TASK TO COMPLETE: Set down the full listing exactly as given. Any pictures are to be left out.

DATA EXCERPT:
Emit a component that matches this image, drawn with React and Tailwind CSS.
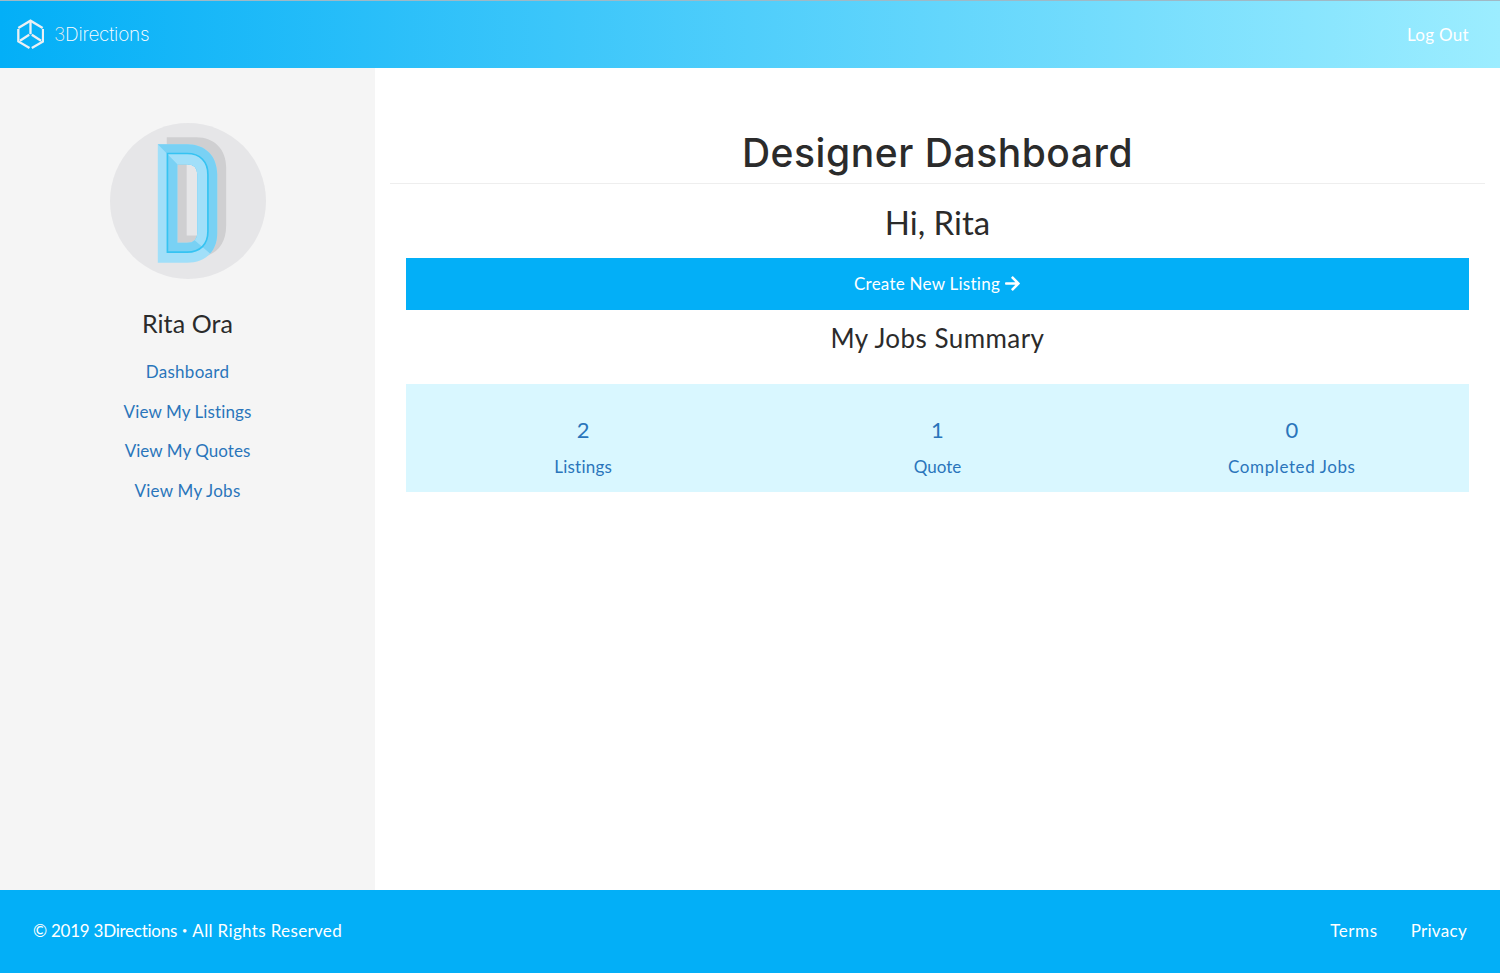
import React from "react";
import { FaArrowRight } from "react-icons/fa";

function LogoMark() {
  return (
    <svg viewBox="51 54 82 92" className="h-[31px] w-[27px]" fill="none" stroke="#eaf0f4" strokeWidth="7">
      <path d="M55 80 L92 58 L129 80 M130 83 V121 L96 141 M89 141 L55 121 V83" />
      <path d="M92 60 V99 M88 101 L60 119 M96 101 L124 119" />
    </svg>
  );
}

function Avatar() {
  return (
    <svg viewBox="28 21 470 470" className="h-[156px] w-[156px]">
      <defs>
        <clipPath id="lit">
          <path d="M174 87 L233 147 L285 376 L345 428 H400 V60 H174Z" />
        </clipPath>
      </defs>
      <circle cx="263" cy="256" r="235" fill="#e6e6e8" />
      <g transform="translate(-2 -2)">
        <path fillRule="evenodd" fill="#cfcfd1" d="M201 66 H290 C345 66 380 103 380 157 V330 Q380 400 325 422 H201Z M261 126 V362 H293 V126Z" />
        <path fillRule="evenodd" fill="#a1dff9" d="M174 87 H262 C318 87 353 123 353 178 V355 C353 409 318 444 262 444 H174Z M233 147 V384 H262 Q293 384 293 355 V178 Q293 147 262 147Z" />
        <path fillRule="evenodd" fill="#79d1f4" clipPath="url(#lit)" d="M174 87 H262 C318 87 353 123 353 178 V355 C353 409 318 444 262 444 H174Z M233 147 V384 H262 Q293 384 293 355 V178 Q293 147 262 147Z" />
        <path fillRule="evenodd" fill="#79d1f4" d="M203 115 H262 C302 115 325 140 325 178 V350 C325 388 302 412 262 412 H203Z M233 147 V384 H262 Q293 384 293 355 V178 Q293 147 262 147Z" />
        <path fillRule="evenodd" fill="#a1dff9" clipPath="url(#lit)" d="M203 115 H262 C302 115 325 140 325 178 V350 C325 388 302 412 262 412 H203Z M233 147 V384 H262 Q293 384 293 355 V178 Q293 147 262 147Z" />
        <path fill="none" stroke="#35c3f2" strokeWidth="5" d="M203 115 H262 C302 115 325 140 325 178 V350 C325 388 302 412 262 412 H203Z" />
      </g>
    </svg>
  );
}

const links = [
  { label: "Dashboard", spacing: "tracking-[0.3px]" },
  { label: "View My Listings", spacing: "tracking-[0.1px]" },
  { label: "View My Quotes", spacing: "tracking-[0.05px]" },
  { label: "View My Jobs", spacing: "tracking-[0.25px]" },
];
const stats = [
  { count: "2", label: "Listings", spacing: "tracking-[0.2px]" },
  { count: "1", label: "Quote", spacing: "tracking-normal" },
  { count: "0", label: "Completed Jobs", spacing: "tracking-[0.6px]" },
];

export default function App() {
  return (
    <div className="flex h-[973px] w-full flex-col overflow-hidden bg-white font-['Lato',sans-serif] text-[17px] leading-6 text-[#2b2b2b] [font-variant-ligatures:none]">
      <header className="flex h-[68px] shrink-0 items-center justify-between border-t border-[#9fb9c6] bg-linear-to-r/srgb from-[#03aff7] to-[#9cedff] pl-[17px] pr-[31px] text-white">
        <div className="flex items-center gap-[10px]">
          <LogoMark />
          <span className="font-['Inter',sans-serif] text-[19px] font-extralight tracking-[-0.24px]"><span className="text-[#dfe6ec]">3</span>Directions</span>
        </div>
        <a className="tracking-[0.3px]">Log Out</a>
      </header>
      <div className="flex grow">
        <aside className="flex w-[375px] shrink-0 flex-col items-center bg-[#f5f5f5] pt-[55px]">
          <Avatar />
          <h3 className="mt-[28px] text-[25px] leading-8 tracking-[0.1px]">Rita Ora</h3>
          <nav className="mt-[21px] flex flex-col items-center gap-[15.6px] text-[#2a75bb]">
            {links.map((l) => <a key={l.label} className={l.spacing}>{l.label}</a>)}
          </nav>
        </aside>
        <main className="flex grow flex-col px-[15px] pt-[60px] text-center">
          <h1 className="h-[56px] border-b border-[#eee] font-['Inter',sans-serif] text-[39px] font-medium leading-[50px] tracking-[0.55px]">Designer Dashboard</h1>
          <section className="flex flex-col px-4">
            <h2 className="mt-[18px] text-[33px] leading-10">Hi, Rita</h2>
            <button className="mt-[16px] flex h-[52px] items-center justify-center gap-1 bg-[#03aff7] pb-px text-white">
              <span className="tracking-[0.25px]">Create New Listing</span>
              <FaArrowRight className="text-[17px]" />
            </button>
            <h3 className="mt-[12px] text-[26px] leading-8 tracking-[0.45px]">My Jobs Summary</h3>
            <div className="mt-[30px] grid h-[108px] grid-cols-3 bg-[#d9f7ff] pt-[30px] text-[#2a75bb]">
              {stats.map((s) => (
                <a key={s.label} className="flex flex-col items-center">
                  <span className="text-[22px] leading-8">{s.count}</span>
                  <span className={`mt-[9px] ${s.spacing}`}>{s.label}</span>
                </a>
              ))}
            </div>
          </section>
        </main>
      </div>
      <footer className="flex h-[83px] shrink-0 items-center justify-between bg-[#03aff7] px-[33px] pb-px text-white">
        <div className="flex items-center">
          <span className="tracking-[-0.25px]">© 2019 3Directions</span>
          <span className="mx-[5px] text-[9px]">•</span>
          <span className="tracking-[0.35px]">All Rights Reserved</span>
        </div>
        <div className="flex gap-[33px]">
          <a className="tracking-[0.6px]">Terms</a>
          <a className="tracking-[0.3px]">Privacy</a>
        </div>
      </footer>
    </div>
  );
}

ANSWER BELOW:
Emit a component that matches this image, drawn with React and Tailwind CSS.
import React from "react";
import { FaArrowRight } from "react-icons/fa";

function LogoMark() {
  return (
    <svg viewBox="51 54 82 92" className="h-[31px] w-[27px]" fill="none" stroke="#eaf0f4" strokeWidth="7">
      <path d="M55 80 L92 58 L129 80 M130 83 V121 L96 141 M89 141 L55 121 V83" />
      <path d="M92 60 V99 M88 101 L60 119 M96 101 L124 119" />
    </svg>
  );
}

function Avatar() {
  return (
    <svg viewBox="28 21 470 470" className="h-[156px] w-[156px]">
      <defs>
        <clipPath id="lit">
          <path d="M174 87 L233 147 L285 376 L345 428 H400 V60 H174Z" />
        </clipPath>
      </defs>
      <circle cx="263" cy="256" r="235" fill="#e6e6e8" />
      <g transform="translate(-2 -2)">
        <path fillRule="evenodd" fill="#cfcfd1" d="M201 66 H290 C345 66 380 103 380 157 V330 Q380 400 325 422 H201Z M261 126 V362 H293 V126Z" />
        <path fillRule="evenodd" fill="#a1dff9" d="M174 87 H262 C318 87 353 123 353 178 V355 C353 409 318 444 262 444 H174Z M233 147 V384 H262 Q293 384 293 355 V178 Q293 147 262 147Z" />
        <path fillRule="evenodd" fill="#79d1f4" clipPath="url(#lit)" d="M174 87 H262 C318 87 353 123 353 178 V355 C353 409 318 444 262 444 H174Z M233 147 V384 H262 Q293 384 293 355 V178 Q293 147 262 147Z" />
        <path fillRule="evenodd" fill="#79d1f4" d="M203 115 H262 C302 115 325 140 325 178 V350 C325 388 302 412 262 412 H203Z M233 147 V384 H262 Q293 384 293 355 V178 Q293 147 262 147Z" />
        <path fillRule="evenodd" fill="#a1dff9" clipPath="url(#lit)" d="M203 115 H262 C302 115 325 140 325 178 V350 C325 388 302 412 262 412 H203Z M233 147 V384 H262 Q293 384 293 355 V178 Q293 147 262 147Z" />
        <path fill="none" stroke="#35c3f2" strokeWidth="5" d="M203 115 H262 C302 115 325 140 325 178 V350 C325 388 302 412 262 412 H203Z" />
      </g>
    </svg>
  );
}

const links = [
  { label: "Dashboard", spacing: "tracking-[0.3px]" },
  { label: "View My Listings", spacing: "tracking-[0.1px]" },
  { label: "View My Quotes", spacing: "tracking-[0.05px]" },
  { label: "View My Jobs", spacing: "tracking-[0.25px]" },
];
const stats = [
  { count: "2", label: "Listings", spacing: "tracking-[0.2px]" },
  { count: "1", label: "Quote", spacing: "tracking-normal" },
  { count: "0", label: "Completed Jobs", spacing: "tracking-[0.6px]" },
];

export default function App() {
  return (
    <div className="flex h-[973px] w-full flex-col overflow-hidden bg-white font-['Lato',sans-serif] text-[17px] leading-6 text-[#2b2b2b] [font-variant-ligatures:none]">
      <header className="flex h-[68px] shrink-0 items-center justify-between border-t border-[#9fb9c6] bg-linear-to-r/srgb from-[#03aff7] to-[#9cedff] pl-[17px] pr-[31px] text-white">
        <div className="flex items-center gap-[10px]">
          <LogoMark />
          <span className="font-['Inter',sans-serif] text-[19px] font-extralight tracking-[-0.24px]"><span className="text-[#dfe6ec]">3</span>Directions</span>
        </div>
        <a className="tracking-[0.3px]">Log Out</a>
      </header>
      <div className="flex grow">
        <aside className="flex w-[375px] shrink-0 flex-col items-center bg-[#f5f5f5] pt-[55px]">
          <Avatar />
          <h3 className="mt-[28px] text-[25px] leading-8 tracking-[0.1px]">Rita Ora</h3>
          <nav className="mt-[21px] flex flex-col items-center gap-[15.6px] text-[#2a75bb]">
            {links.map((l) => <a key={l.label} className={l.spacing}>{l.label}</a>)}
          </nav>
        </aside>
        <main className="flex grow flex-col px-[15px] pt-[60px] text-center">
          <h1 className="h-[56px] border-b border-[#eee] font-['Inter',sans-serif] text-[39px] font-medium leading-[50px] tracking-[0.55px]">Designer Dashboard</h1>
          <section className="flex flex-col px-4">
            <h2 className="mt-[18px] text-[33px] leading-10">Hi, Rita</h2>
            <button className="mt-[16px] flex h-[52px] items-center justify-center gap-1 bg-[#03aff7] pb-px text-white">
              <span className="tracking-[0.25px]">Create New Listing</span>
              <FaArrowRight className="text-[17px]" />
            </button>
            <h3 className="mt-[12px] text-[26px] leading-8 tracking-[0.45px]">My Jobs Summary</h3>
            <div className="mt-[30px] grid h-[108px] grid-cols-3 bg-[#d9f7ff] pt-[30px] text-[#2a75bb]">
              {stats.map((s) => (
                <a key={s.label} className="flex flex-col items-center">
                  <span className="text-[22px] leading-8">{s.count}</span>
                  <span className={`mt-[9px] ${s.spacing}`}>{s.label}</span>
                </a>
              ))}
            </div>
          </section>
        </main>
      </div>
      <footer className="flex h-[83px] shrink-0 items-center justify-between bg-[#03aff7] px-[33px] pb-px text-white">
        <div className="flex items-center">
          <span className="tracking-[-0.25px]">© 2019 3Directions</span>
          <span className="mx-[5px] text-[9px]">•</span>
          <span className="tracking-[0.35px]">All Rights Reserved</span>
        </div>
        <div className="flex gap-[33px]">
          <a className="tracking-[0.6px]">Terms</a>
          <a className="tracking-[0.3px]">Privacy</a>
        </div>
      </footer>
    </div>
  );
}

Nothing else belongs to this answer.